Kenny
Melbourne, Victoria: When the movie Kenny was first screened at the St Kilda Film Festival in 2004, the efforts of producer/director Clayton Jacobson and film editor Sean Lander were rewarded with the film winning Best Comedy and Audience Choice awards. Since then, it has won a wealth of national film awards and was the highest grossing Australian film for 2006 alongside "Happy Feet". For Sean, who collaborated closely with Clayton on nearly all aspects of Kenny's production, Final Cut Pro was undoubtedly one of the film's central players.
The Final Cut Pro lead up
While the use of Final Cut Pro on Kenny represents a significant entry in Sean's film editing credits, his use of the software in
professional editing harks back to its earliest days. "When I first started experimenting with Final Cut Pro," he says, "it was
still in beta [pre-release] form. That was back in 2000, and my company at the time had already made the move to non-linear editing
with three Avid suites and we were about to buy a fourth."
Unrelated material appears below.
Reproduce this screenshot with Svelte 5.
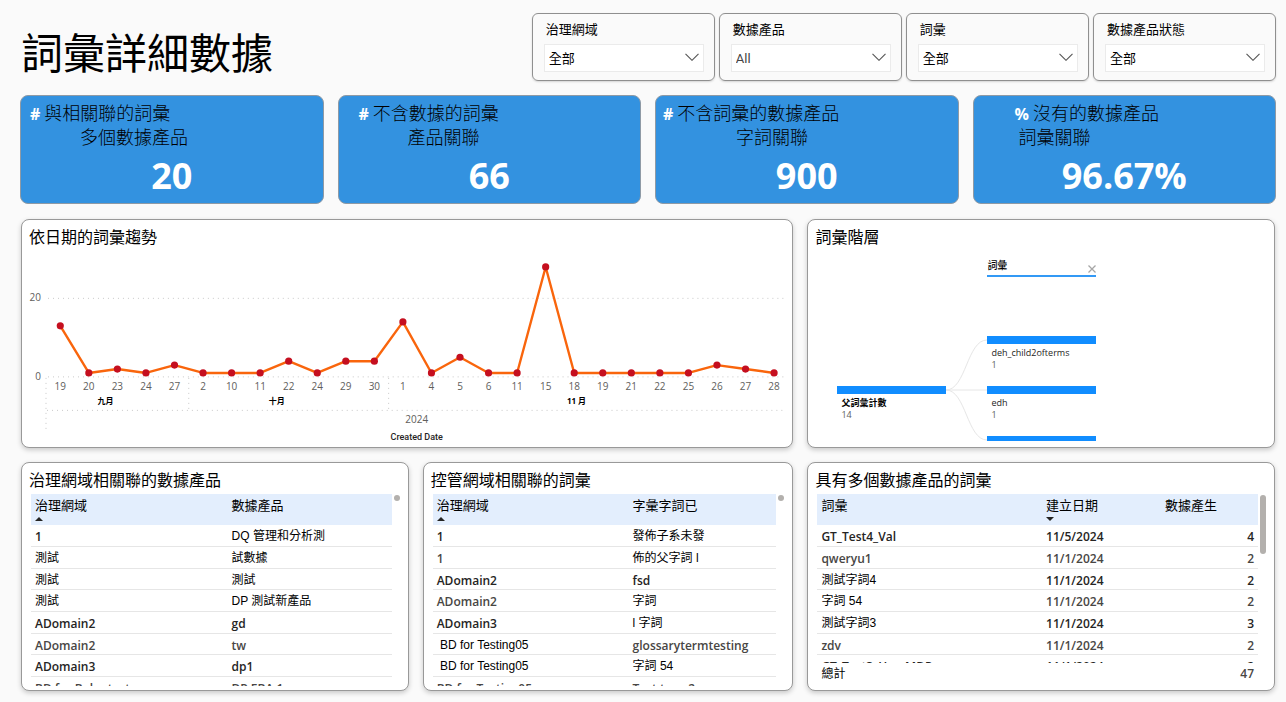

After seeing what Final Cut Pro could do even in its earliest days, though, Sean made a decision that marked the starting point of a total change. "We were getting quite a few relatively small editing jobs that I thought would be well worth using as Final Cut Pro test cases," he says. "So instead of commissioning a new Avid suite, I brought in a Mac and Final Cut Pro 1 – just to give it a try."
Barely a year later, Sean's giving "a try" to Final Cut Pro resulted in the sale of all his company's Avid suites in favour of the new editing software from Apple. "Even in version one of the software, it gave us all the features we needed and at less than 10 per cent of the cost it was about to cost us just to upgrade our existing suites," Sean states.